Conversion is built for that reality.
Instead of treating your CRM as the only source of truth, Conversion unifies Salesforce data with warehouse and product signals in a flexible data model, then lets MarOps teams orchestrate campaigns and workflows on top of that unified layer. You get two-way CRM sync, native data warehouse sync, and campaign orchestration that does not depend on brittle middleware or one-off pipelines. The result is faster segmentation, cleaner data governance, and lifecycle automation that can actually react to product and revenue signals.
Use Conversion when your team needs B2B-grade orchestration across CRM + warehouse data, not just email execution.
Book a demo to see how Conversion approaches these challenges with native warehouse sync and a data model built for modern B2B complexity.
FAQs about Marketo and Salesforce Marketing Cloud
Is Salesforce sunsetting Marketing Cloud?
No. Salesforce continues investing in Marketing Cloud, with Marketing and Commerce Cloud generating $5.28 billion in FY2025 revenue. They've consolidated branding by renaming Pardot to Marketing Cloud Account Engagement. The core SFMC platform remains actively developed.

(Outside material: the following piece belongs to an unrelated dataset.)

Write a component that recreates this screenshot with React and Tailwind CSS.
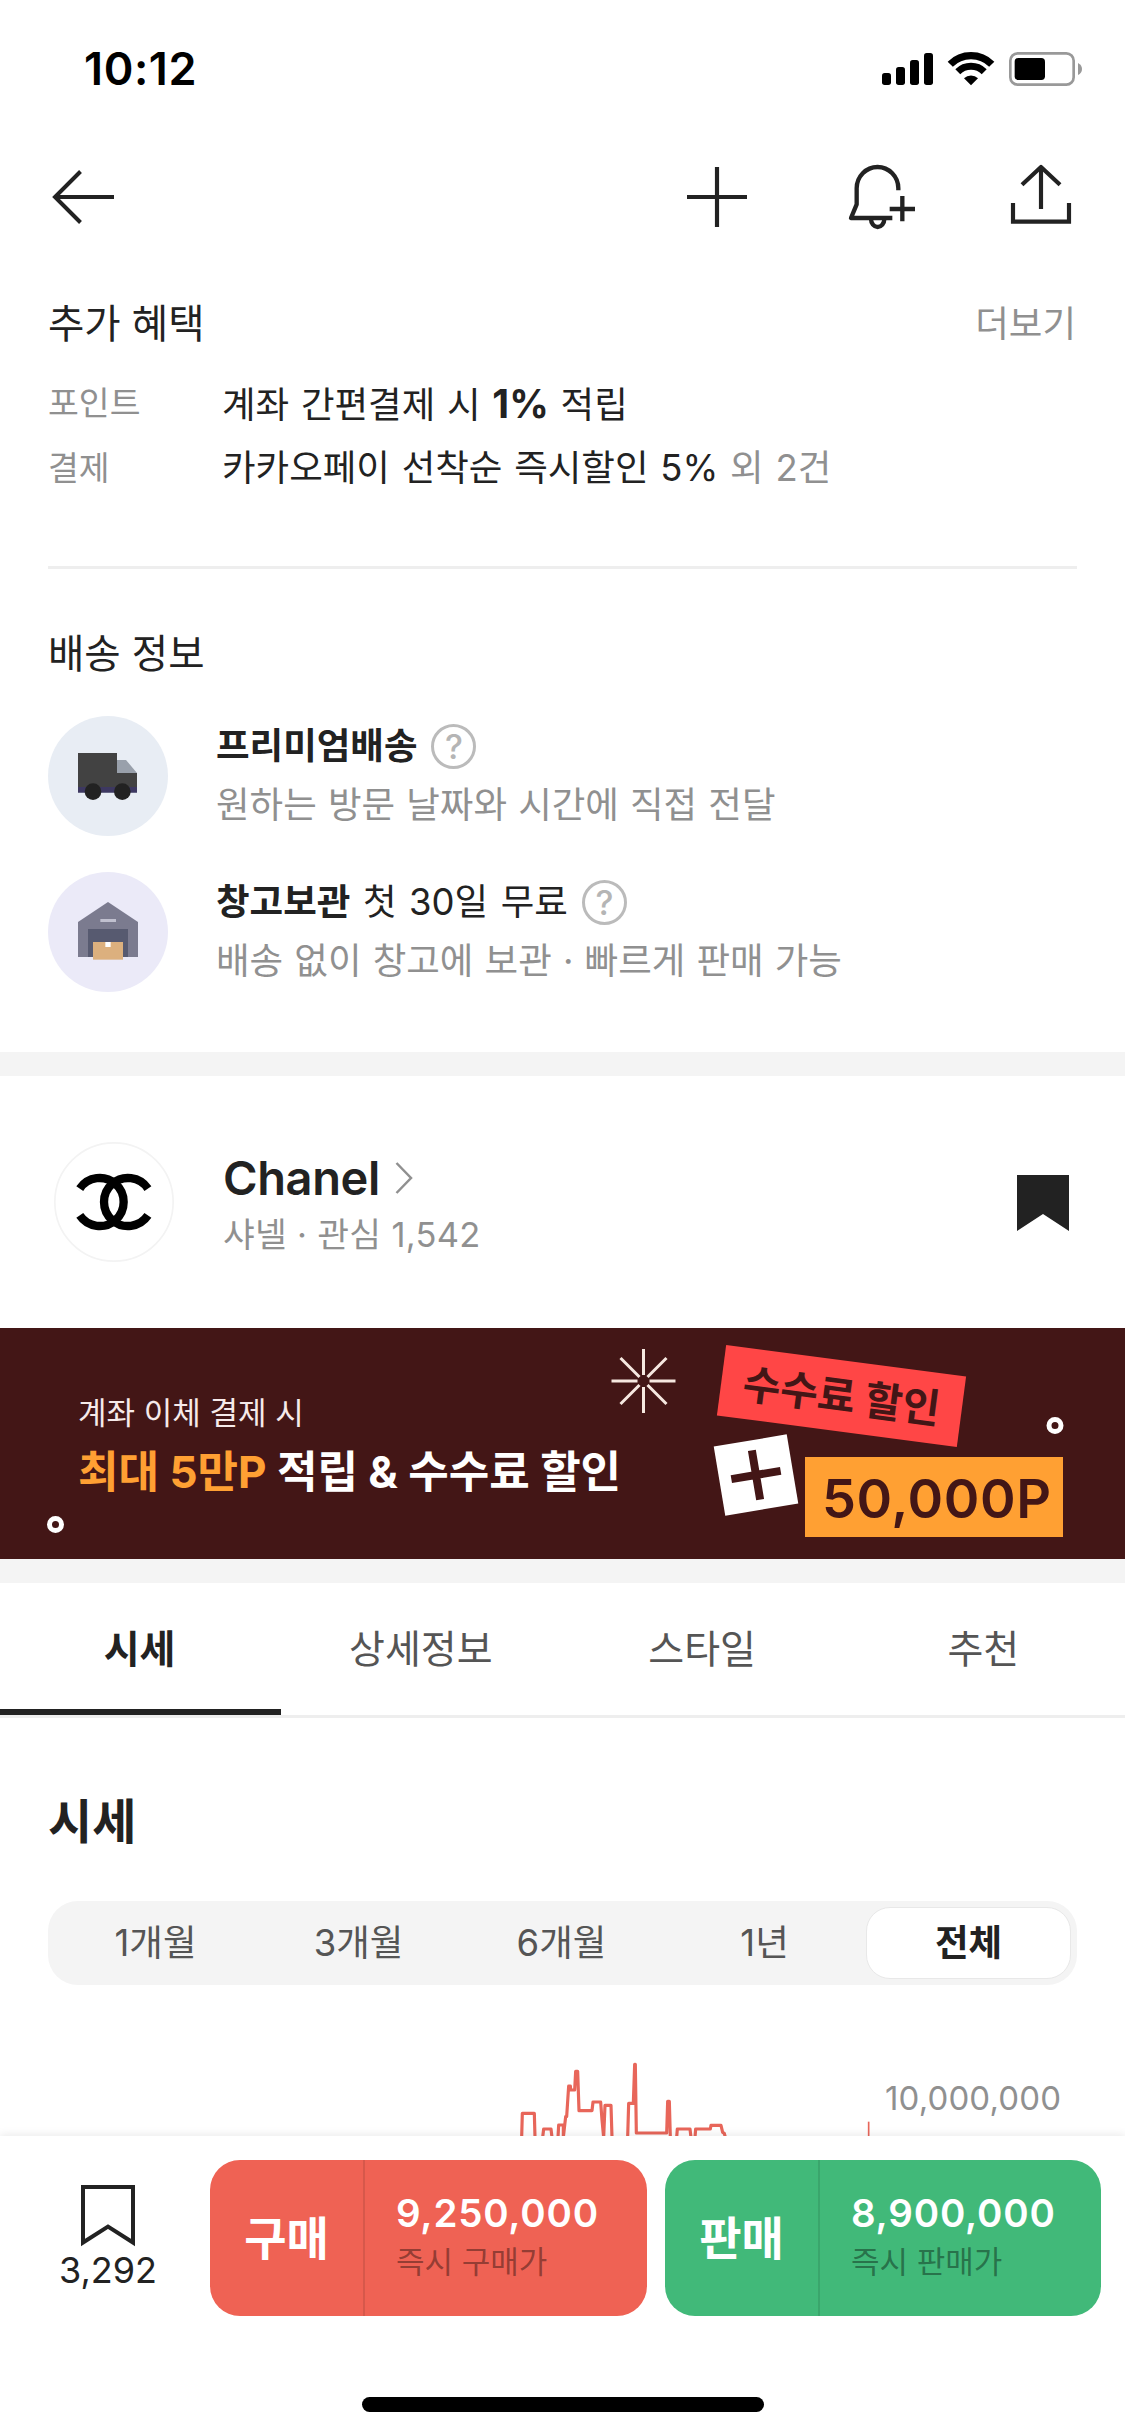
const benefits = [
  {
    label: '포인트',
    body: (
      <>
        계좌 간편결제 시 <b className="text-[39px] font-bold">1%</b> 적립
      </>
    ),
  },
  {
    label: '결제',
    body: (
      <>
        카카오페이 선착순 즉시할인 5% <span className="text-[#909090]">외 2건</span>
      </>
    ),
  },
];

const tabs = ['시세', '상세정보', '스타일', '추천'];
const periods = ['1개월', '3개월', '6개월', '1년', '전체'];

function StatusIcons() {
  return (
    <svg className="w-[204px] h-[38px]" viewBox="60 45 612 114">
      <rect x="66" y="114" width="27" height="36" rx="8" />
      <rect x="108" y="96" width="27" height="54" rx="8" />
      <rect x="150" y="75" width="27" height="75" rx="8" />
      <rect x="192" y="54" width="27" height="96" rx="8" />
      <g fill="none" stroke="#000">
        <path d="M270.8 87.8a88 88 0 0 1 124.4 0" strokeWidth="22" />
        <path d="M293.4 110.4a56 56 0 0 1 79.2 0" strokeWidth="21" />
      </g>
      <path d="M333 151l-21-21a30 30 0 0 1 42 0z" />
      <rect x="451" y="55" width="190" height="94" rx="22" fill="none" stroke="#999" strokeWidth="8" />
      <rect x="464" y="69" width="91" height="66" rx="11" />
      <path d="M654 84q12 6 12 18t-12 18z" fill="#999" />
    </svg>
  );
}

function BackIcon() {
  return (
    <svg className="size-[70px]" viewBox="48 162 70 70" fill="none" stroke="#222" strokeWidth="4">
      <path d="M114 197H56M80.500 171.500L55 197l25.500 25.500" />
    </svg>
  );
}

function PlusIcon() {
  return (
    <svg className="size-[70px]" viewBox="66 96 210 210" fill="none" stroke="#222" strokeWidth="12.500">
      <path d="M171 111v180M81 201h180" />
    </svg>
  );
}

function BellPlusIcon() {
  return (
    <svg
      className="size-[70px]"
      viewBox="561 96 210 210"
      fill="none"
      stroke="#222"
      strokeWidth="13"
      strokeLinejoin="round"
    >
      <path d="M715 181v-6a62.500 64 0 0 0-125 0v48l-17 41h124" />
      <path d="M633 267a20 24 0 0 0 40 0" />
      <path d="M727 198v76M689 237h76" />
    </svg>
  );
}

function ShareIcon() {
  return (
    <svg className="size-[70px]" viewBox="1038 96 210 210" fill="none" stroke="#222" strokeWidth="12.500">
      <path d="M1059 219v56h168v-56M1143 237V112" />
      <path d="M1086 164l57-53 57 53" strokeLinejoin="round" />
    </svg>
  );
}

function TruckIcon() {
  return (
    <svg className="size-[120px] shrink-0" viewBox="24 48 360 360">
      <circle cx="204" cy="228" r="180" fill="#e8edf4" />
      <path d="M114 159h117v60h60v42H114z" fill="#424242" />
      <path d="M231 180h27l33 39h-60z" fill="#99a0ab" />
      <path d="M114 261h177v17H114z" fill="#3d3861" />
      <circle cx="159" cy="275" r="25" fill="#222" />
      <circle cx="247" cy="275" r="25" fill="#222" />
    </svg>
  );
}

function WarehouseIcon() {
  return (
    <svg className="size-[120px] shrink-0" viewBox="24 516 360 360">
      <circle cx="204" cy="696" r="180" fill="#ebeaf8" />
      <path d="M114 666l90-60 90 60v105H114z" fill="#7b7b8f" />
      <path d="M144 687h120v84H144z" fill="#575a70" />
      <path d="M181 657h47v9h-47z" fill="#c0c0cf" />
      <path d="M159 726h90v53h-90z" fill="#dcb07e" />
      <path d="M196 726h16v15h-16z" fill="#fff" />
    </svg>
  );
}

function ChanelLogo() {
  return (
    <svg className="size-[120px] shrink-0" viewBox="43 36 360 360" fill="none">
      <circle cx="223" cy="216" r="177.500" stroke="#f3f3f3" strokeWidth="5" />
      <g stroke="#000" strokeWidth="25">
        <path d="M324.700 175.700a72 72 0 1 0 0 80.600" />
        <path d="M120.300 175.700a72 72 0 1 1 0 80.600" />
      </g>
    </svg>
  );
}

function HelpIcon() {
  return (
    <span className="size-[45px] rounded-full border-[3px] border-[#bbb] flex items-center justify-center text-[34px] leading-none font-medium text-[#b5b5b5]">
      ?
    </span>
  );
}

function DeliveryRow({ icon, title, extra, description }) {
  return (
    <div className="flex gap-[48px] h-[120px]">
      {icon}
      <div className="pt-[1px]">
        <div className="flex items-center gap-[14px] h-[59px] text-[36.500px] text-[#222] whitespace-pre [word-spacing:2.300px]">
          <span>
            <b className="font-bold">{title}</b>
            {extra}
          </span>
          <HelpIcon />
        </div>
        <p className="text-[36.500px] leading-[59px] text-[#909090] [word-spacing:0.900px]">{description}</p>
      </div>
    </div>
  );
}

function Banner() {
  return (
    <div className="relative h-[231px] bg-[#431616] pl-[78px] pt-[60px]">
      <p className="text-[31px] leading-[50px] text-[#f6eaea]">계좌 이체 결제 시</p>
      <p className="mt-[4px] text-[44px] leading-[60px] font-bold text-white">
        <span className="text-[#ffa033]">최대 5만P</span> 적립 &amp; 수수료 할인
      </p>
      <svg className="absolute inset-0 w-full h-full" viewBox="0 1328 1125 231">
        <g stroke="#f6e8e0" strokeWidth="3" transform="translate(643.500 1381)">
          <path d="M0-32V-6M0 32V6M-32 0H-6M32 0H6M-23-23L-4-4M23 23L4 4M-23 23L-4 4M23-23L4-4" />
        </g>
        <g fill="none" stroke="#fff" strokeWidth="5">
          <circle cx="1055" cy="1425.500" r="6" />
          <circle cx="55.500" cy="1524.500" r="6" />
        </g>
        <g transform="translate(841.500 1396) rotate(7.500)">
          <rect x="-121" y="-35.500" width="242" height="71" fill="#ff4646" />
          <text y="15" textAnchor="middle" fontSize="41" fontWeight="700" fill="#431616">
            수수료 할인
          </text>
        </g>
        <g transform="translate(756 1475) rotate(-9.500)">
          <rect x="-37" y="-35" width="74" height="70" fill="#fff" />
          <path d="M0-25V25M-25 0H25" stroke="#431616" strokeWidth="8" />
        </g>
        <rect x="805" y="1457" width="258" height="80" fill="#ffa033" />
        <text
          x="936.500"
          y="1518"
          textAnchor="middle"
          textLength="229"
          fontSize="54"
          fontWeight="600"
          fill="#431616"
        >
          50,000P
        </text>
      </svg>
    </div>
  );
}

function PriceChart() {
  return (
    <svg className="block w-full h-[151px]" viewBox="0 1985 1125 151">
      <g
        transform="translate(500 2050) scale(0.33333)"
        fill="none"
        stroke="#e8665a"
        strokeWidth="9.500"
        strokeLinejoin="round"
      >
        <path d="M65 262L67 190H103L105 262M128 262L131 237H153L156 262M174 262L176 225H190V262L197 200H200L206 108H211L212 120H224L227 64H233L237 182H276L279 156H302L306 210L311 262L315 166H333L336 262" />
        <path d="M383 262L386 160H400L404 43H406L409 249H500L503 154H508L511 262M530 262L532 237H570L573 262M585 262L587 237H631L633 226H663L668 247L673 250L676 262" />
        <path d="M1106 215V262" strokeWidth="5" />
      </g>
      <text x="1061" y="2109.500" textAnchor="end" textLength="176" fontSize="33" fill="#909090">
        10,000,000
      </text>
    </svg>
  );
}

function TradeButton({ className, label, price, caption }) {
  return (
    <div className={`flex h-[156px] rounded-[30px] overflow-hidden ${className}`}>
      <div className="w-[155px] flex items-center justify-center border-r-2 border-black/10 text-[46px] font-bold text-white">
        {label}
      </div>
      <div className="pl-[31px] pt-[28px]">
        <p className="text-[38.500px] leading-[50px] font-semibold tracking-[0.800px] text-white">{price}</p>
        <p className="text-[31px] leading-[48px] text-black/40">{caption}</p>
      </div>
    </div>
  );
}

export default function App() {
  return (
    <div className="w-[1125px] h-[2436px] flex flex-col bg-white overflow-hidden text-[#222] font-['Inter','Noto_Sans_CJK_KR',sans-serif]">
      <div className="h-[138px] shrink-0 flex items-center justify-between pl-[84px] pr-[41px]">
        <span className="text-[45px] font-semibold tracking-[0.600px] text-black">10:12</span>
        <StatusIcons />
      </div>

      <header className="h-[118px] shrink-0 flex items-center pl-[48px] pr-[49px]">
        <BackIcon />
        <div className="ml-auto flex items-center">
          <PlusIcon />
          <div className="ml-[95px] mr-[89px] flex">
            <BellPlusIcon />
          </div>
          <ShareIcon />
        </div>
      </header>

      <section className="px-[48px] pt-[38px]">
        <div className="flex justify-between">
          <h2 className="text-[39.500px] leading-[60px]">추가 혜택</h2>
          <span className="mr-[1px] text-[36.500px] leading-[60px] text-[#909090]">더보기</span>
        </div>
        <dl className="mt-[17px]">
          {benefits.map((item) => (
            <div key={item.label} className="flex h-[65px] leading-[65px]">
              <dt className="w-[174px] text-[33.500px] text-[#909090]">{item.label}</dt>
              <dd className="text-[36.500px] [word-spacing:1.500px]">{item.body}</dd>
            </div>
          ))}
        </dl>
        <hr className="mt-[65px] border-t-[3px] border-[#eee]" />
      </section>

      <section className="px-[48px] pt-[55px] pb-[60px]">
        <h2 className="text-[39.500px] leading-[60px]">배송 정보</h2>
        <div className="mt-[32px] flex flex-col gap-[36px]">
          <DeliveryRow
            icon={<TruckIcon />}
            title="프리미엄배송"
            description="원하는 방문 날짜와 시간에 직접 전달"
          />
          <DeliveryRow
            icon={<WarehouseIcon />}
            title="창고보관"
            extra=" 첫 30일 무료"
            description="배송 없이 창고에 보관 · 빠르게 판매 가능"
          />
        </div>
      </section>

      <div className="h-[24px] shrink-0 bg-[#f4f4f4]" />

      <section className="h-[252px] shrink-0 flex items-center pl-[54px] pr-[56px]">
        <ChanelLogo />
        <div className="ml-[49px] pt-[2px]">
          <div className="flex items-center gap-[15px] text-[47px] leading-[64px] font-semibold tracking-[-0.400px]">
            Chanel
            <svg className="w-[18px] h-[34px]" viewBox="0 0 18 34" fill="none" stroke="#909090" strokeWidth="2.500">
              <path d="M1.500 2L16 17 1.500 32" />
            </svg>
          </div>
          <p className="text-[34.500px] leading-[50px] tracking-[0.300px] text-[#909090]">샤넬 · 관심 1,542</p>
        </div>
        <svg className="ml-auto mt-[2px] w-[52px] h-[56px]" viewBox="0 0 52 56" fill="#222">
          <path d="M0 0h52v56L26 39 0 56z" />
        </svg>
      </section>

      <Banner />

      <div className="h-[24px] shrink-0 bg-[#f4f4f4]" />

      <nav className="h-[135px] shrink-0 flex border-b-[3px] border-[#eee]">
        {tabs.map((tab, i) => (
          <div
            key={tab}
            className={`flex-1 pr-[2px] text-center text-[39px] leading-[131px] ${
              i === 0 ? 'font-bold border-b-[6px] border-[#222]' : 'text-[#555]'
            }`}
          >
            {tab}
          </div>
        ))}
      </nav>

      <section>
        <h2 className="mt-[74px] px-[48px] text-[48px] leading-[60px] font-bold">시세</h2>
        <div className="mt-[49px] mx-[48px] h-[84px] p-[6px] flex rounded-[30px] bg-[#f4f4f4]">
          {periods.map((period) => (
            <div
              key={period}
              className={`flex-1 text-center text-[36.500px] ${
                period === '전체'
                  ? 'leading-[70px] rounded-[24px] bg-white font-bold border border-[#e8e8e8]'
                  : 'leading-[73px] text-[#555]'
              }`}
            >
              {period}
            </div>
          ))}
        </div>
        <PriceChart />
      </section>

      <footer className="relative h-[300px] shrink-0 bg-white pt-[24px] pl-[6px] pr-[24px] flex flex-col items-center shadow-[0_-2px_8px_rgba(0,0,0,0.08)]">
        <div className="w-full flex">
          <div className="w-[204px] flex flex-col items-center pt-[25px]">
            <svg className="w-[54px] h-[62px]" viewBox="0 0 54 62" fill="none" stroke="#222" strokeWidth="4">
              <path d="M2 2h50v55.500L27 41.500 2 57.500z" />
            </svg>
            <span className="text-[36px] leading-[46px]">3,292</span>
          </div>
          <TradeButton className="w-[437px] bg-[#ef6254]" label="구매" price="9,250,000" caption="즉시 구매가" />
          <TradeButton
            className="ml-[18px] w-[436px] bg-[#41b979]"
            label="판매"
            price="8,900,000"
            caption="즉시 판매가"
          />
        </div>
        <div className="mt-[81px] ml-[18px] w-[402px] h-[15px] rounded-full bg-black" />
      </footer>
    </div>
  );
}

What is Marketo now called after the Adobe acquisition?
Adobe Marketo Engage is the official name following Adobe's 2018 acquisition. The platform is part of Adobe Experience Cloud alongside other marketing and analytics products.
Can Marketo integrate with Salesforce CRM natively?
Yes. Marketo's native bidirectional Salesforce sync is one of its core strengths, automatically synchronizing lead and contact data between the two platforms every few minutes.
What are the main competitors to Marketo and Salesforce Marketing Cloud?
Key competitors include HubSpot, Pardot (Marketing Cloud Account Engagement), Customer.io, Iterable, and Braze. For B2B teams wanting native warehouse integration and unified CRM data, Conversion offers a modern alternative built specifically for these requirements.